While the exploration of space between lines of this example was shown in the first section, we’ll continue to discuss the follow-up of this counter. As we discussed in the first section that Ponferradina’s player could turn in the midfield and dictate the play, he managed to get the ball to the left flank’s Yuri, where Advíncula was too high up the pitch to chase back. Yuri could take a few more touches to get himself comfortable to hit the cross, and he found the Valcarce on the right flank. Valcarce was attacking the space left by Vallecano’s left-back García, who was rushing to chase back and chose a wrong position. Therefore, Valcarce latched onto the cross unmarked and he had time and space to finish and score eventually.

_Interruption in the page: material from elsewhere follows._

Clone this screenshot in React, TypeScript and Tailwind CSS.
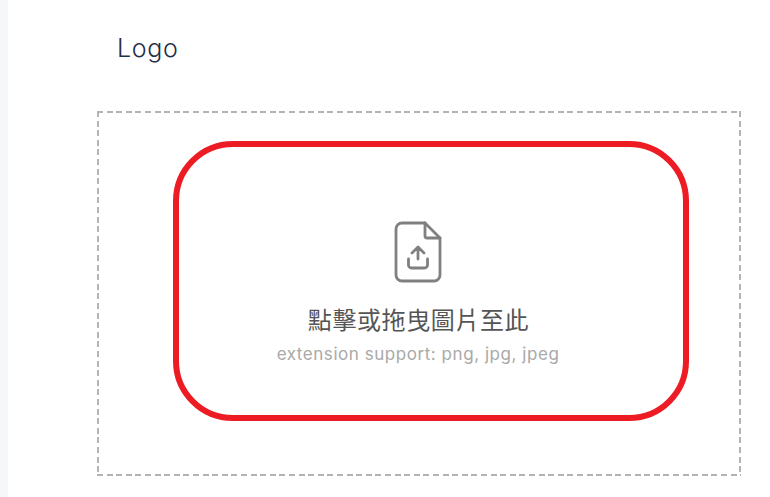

Rayo Vallecano’s offensive adjustment
With Ponferradina’s solid and compact defensive structure, Rayo Vallecano found it hard to progress the ball into the final third, though they shared more possession throughout the match (39%-61%). However, they managed to make changes at the end of the first half and second half and their attack was more effective than the beginning of the first half.
While Ponferradina closed the ball-side channel for progression, there would be spaces on the non-ball. While direct verticality couldn’t effectively put the ball forwards and easy to be anticipated, diagonalization was the key to escape the pressure zone and therefore created chances for ball progression. Straight verticality on the ball-side was easy to be tackled for the likes of Ponferradina, as they compressed the ball-side area. Also, if the traditional recycling possession tactic was employed (that is, horizontally stretching then verticality), it was also ineffective enough since Ponferradina’s defending block could atone for space with fast shifting. diagonalization could explore the horizontally and vertical spaces at the same time. It was more unpredictable and kept the opponents in the dilemma of whether tracking or not.
As you can see from above, the central man in the back-three released a diagonal pass to find Martín who dropped to the centre diagonally from the flank. The marker of Martín had to decide whether to track or not. If he tracked, space on the flank would appear; if he didn’t track Martín, then it would be like the scenario in the above image. Martín received the ball with no pressure in the opening and the whole block of Vallecano hesitated of his next move. Therefore, time and space were created by this diagonal off-the-ball movement and pass.
Another alteration was the substitute player Joni Montiel. After he got on the pitch in the second half, his dribbles and playmaking skill had benefited Vallecano’s attack. He recognised the timing to hit diagonal passes, bringing the play into the final stages. Also, his take-on could break the midfield line of Ponferradina.
As you can see from the above example, Ponferradina formed a three-man pressing unit on Vallecano’s right. They tried to compress the space on the ball side whereas there would be space in the centre. Montiel recognised this and utilised his dribbles to get past the pressing unit to drift into the central space. The midfield line was bypassed and Montiel picked the teammate on the right flank. A final pass of good quality was created then.
It’s a typical match where the proactive and tactical defending helped win the match. The defensive and transitional logic of SD Ponferradina is worth studying over time. Rayo Vallecano, on the other hand, needs to find more effective offensive methods to create chances.